● **Objective**
Set down the full listing exactly as given. Any pictures are to be left out.
>> start Dataset extract
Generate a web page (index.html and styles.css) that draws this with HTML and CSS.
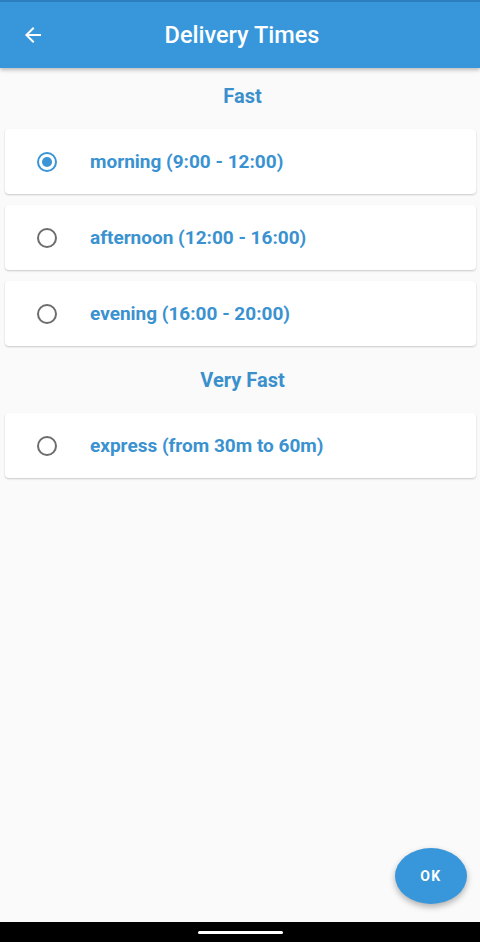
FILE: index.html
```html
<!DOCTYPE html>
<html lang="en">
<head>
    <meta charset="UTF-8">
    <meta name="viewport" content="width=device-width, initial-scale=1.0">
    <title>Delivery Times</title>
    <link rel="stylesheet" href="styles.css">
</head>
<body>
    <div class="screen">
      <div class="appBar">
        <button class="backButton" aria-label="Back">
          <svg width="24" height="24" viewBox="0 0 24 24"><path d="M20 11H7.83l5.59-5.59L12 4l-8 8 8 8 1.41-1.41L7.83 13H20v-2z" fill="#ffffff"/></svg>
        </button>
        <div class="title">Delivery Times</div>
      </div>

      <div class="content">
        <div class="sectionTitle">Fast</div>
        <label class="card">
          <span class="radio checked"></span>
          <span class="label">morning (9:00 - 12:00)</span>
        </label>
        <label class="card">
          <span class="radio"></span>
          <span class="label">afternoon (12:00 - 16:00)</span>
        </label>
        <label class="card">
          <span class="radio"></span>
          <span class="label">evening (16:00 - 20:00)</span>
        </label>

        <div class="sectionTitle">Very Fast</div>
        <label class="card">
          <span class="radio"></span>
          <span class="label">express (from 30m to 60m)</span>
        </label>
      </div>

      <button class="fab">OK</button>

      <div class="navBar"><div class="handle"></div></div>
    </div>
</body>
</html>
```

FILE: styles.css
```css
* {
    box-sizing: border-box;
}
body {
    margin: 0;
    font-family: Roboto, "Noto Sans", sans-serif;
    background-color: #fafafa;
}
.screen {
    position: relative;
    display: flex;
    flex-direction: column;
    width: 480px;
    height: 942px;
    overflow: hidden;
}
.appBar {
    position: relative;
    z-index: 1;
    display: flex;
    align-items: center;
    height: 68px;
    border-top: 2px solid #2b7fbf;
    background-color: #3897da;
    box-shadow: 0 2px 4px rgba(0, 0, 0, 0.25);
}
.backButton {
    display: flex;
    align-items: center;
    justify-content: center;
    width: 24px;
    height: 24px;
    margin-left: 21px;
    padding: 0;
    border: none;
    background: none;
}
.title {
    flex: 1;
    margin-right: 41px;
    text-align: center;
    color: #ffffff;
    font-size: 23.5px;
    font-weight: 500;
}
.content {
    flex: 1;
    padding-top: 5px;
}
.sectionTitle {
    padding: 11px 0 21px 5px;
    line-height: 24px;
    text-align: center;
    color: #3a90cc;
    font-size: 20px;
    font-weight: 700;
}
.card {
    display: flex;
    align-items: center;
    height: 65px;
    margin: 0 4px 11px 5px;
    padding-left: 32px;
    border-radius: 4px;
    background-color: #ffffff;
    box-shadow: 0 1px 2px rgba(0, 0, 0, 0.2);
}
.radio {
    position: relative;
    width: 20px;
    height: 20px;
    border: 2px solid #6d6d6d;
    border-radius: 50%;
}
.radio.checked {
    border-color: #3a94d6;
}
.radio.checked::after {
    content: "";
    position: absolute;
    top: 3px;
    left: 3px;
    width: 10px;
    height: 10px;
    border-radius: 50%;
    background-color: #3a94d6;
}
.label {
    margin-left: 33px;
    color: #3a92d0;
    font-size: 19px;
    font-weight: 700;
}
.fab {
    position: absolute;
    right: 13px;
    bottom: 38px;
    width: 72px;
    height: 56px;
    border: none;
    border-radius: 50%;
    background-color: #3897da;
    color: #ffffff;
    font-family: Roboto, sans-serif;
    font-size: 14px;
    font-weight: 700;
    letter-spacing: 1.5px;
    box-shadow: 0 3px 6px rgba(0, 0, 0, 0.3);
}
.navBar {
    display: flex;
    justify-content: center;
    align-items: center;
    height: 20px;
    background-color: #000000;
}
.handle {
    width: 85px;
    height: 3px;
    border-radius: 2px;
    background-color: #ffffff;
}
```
>> end Dataset extract
● **Solution for this task**
Generate a web page (index.html and styles.css) that draws this with HTML and CSS.
FILE: index.html
```html
<!DOCTYPE html>
<html lang="en">
<head>
    <meta charset="UTF-8">
    <meta name="viewport" content="width=device-width, initial-scale=1.0">
    <title>Delivery Times</title>
    <link rel="stylesheet" href="styles.css">
</head>
<body>
    <div class="screen">
      <div class="appBar">
        <button class="backButton" aria-label="Back">
          <svg width="24" height="24" viewBox="0 0 24 24"><path d="M20 11H7.83l5.59-5.59L12 4l-8 8 8 8 1.41-1.41L7.83 13H20v-2z" fill="#ffffff"/></svg>
        </button>
        <div class="title">Delivery Times</div>
      </div>

      <div class="content">
        <div class="sectionTitle">Fast</div>
        <label class="card">
          <span class="radio checked"></span>
          <span class="label">morning (9:00 - 12:00)</span>
        </label>
        <label class="card">
          <span class="radio"></span>
          <span class="label">afternoon (12:00 - 16:00)</span>
        </label>
        <label class="card">
          <span class="radio"></span>
          <span class="label">evening (16:00 - 20:00)</span>
        </label>

        <div class="sectionTitle">Very Fast</div>
        <label class="card">
          <span class="radio"></span>
          <span class="label">express (from 30m to 60m)</span>
        </label>
      </div>

      <button class="fab">OK</button>

      <div class="navBar"><div class="handle"></div></div>
    </div>
</body>
</html>
```

FILE: styles.css
```css
* {
    box-sizing: border-box;
}
body {
    margin: 0;
    font-family: Roboto, "Noto Sans", sans-serif;
    background-color: #fafafa;
}
.screen {
    position: relative;
    display: flex;
    flex-direction: column;
    width: 480px;
    height: 942px;
    overflow: hidden;
}
.appBar {
    position: relative;
    z-index: 1;
    display: flex;
    align-items: center;
    height: 68px;
    border-top: 2px solid #2b7fbf;
    background-color: #3897da;
    box-shadow: 0 2px 4px rgba(0, 0, 0, 0.25);
}
.backButton {
    display: flex;
    align-items: center;
    justify-content: center;
    width: 24px;
    height: 24px;
    margin-left: 21px;
    padding: 0;
    border: none;
    background: none;
}
.title {
    flex: 1;
    margin-right: 41px;
    text-align: center;
    color: #ffffff;
    font-size: 23.5px;
    font-weight: 500;
}
.content {
    flex: 1;
    padding-top: 5px;
}
.sectionTitle {
    padding: 11px 0 21px 5px;
    line-height: 24px;
    text-align: center;
    color: #3a90cc;
    font-size: 20px;
    font-weight: 700;
}
.card {
    display: flex;
    align-items: center;
    height: 65px;
    margin: 0 4px 11px 5px;
    padding-left: 32px;
    border-radius: 4px;
    background-color: #ffffff;
    box-shadow: 0 1px 2px rgba(0, 0, 0, 0.2);
}
.radio {
    position: relative;
    width: 20px;
    height: 20px;
    border: 2px solid #6d6d6d;
    border-radius: 50%;
}
.radio.checked {
    border-color: #3a94d6;
}
.radio.checked::after {
    content: "";
    position: absolute;
    top: 3px;
    left: 3px;
    width: 10px;
    height: 10px;
    border-radius: 50%;
    background-color: #3a94d6;
}
.label {
    margin-left: 33px;
    color: #3a92d0;
    font-size: 19px;
    font-weight: 700;
}
.fab {
    position: absolute;
    right: 13px;
    bottom: 38px;
    width: 72px;
    height: 56px;
    border: none;
    border-radius: 50%;
    background-color: #3897da;
    color: #ffffff;
    font-family: Roboto, sans-serif;
    font-size: 14px;
    font-weight: 700;
    letter-spacing: 1.5px;
    box-shadow: 0 3px 6px rgba(0, 0, 0, 0.3);
}
.navBar {
    display: flex;
    justify-content: center;
    align-items: center;
    height: 20px;
    background-color: #000000;
}
.handle {
    width: 85px;
    height: 3px;
    border-radius: 2px;
    background-color: #ffffff;
}
```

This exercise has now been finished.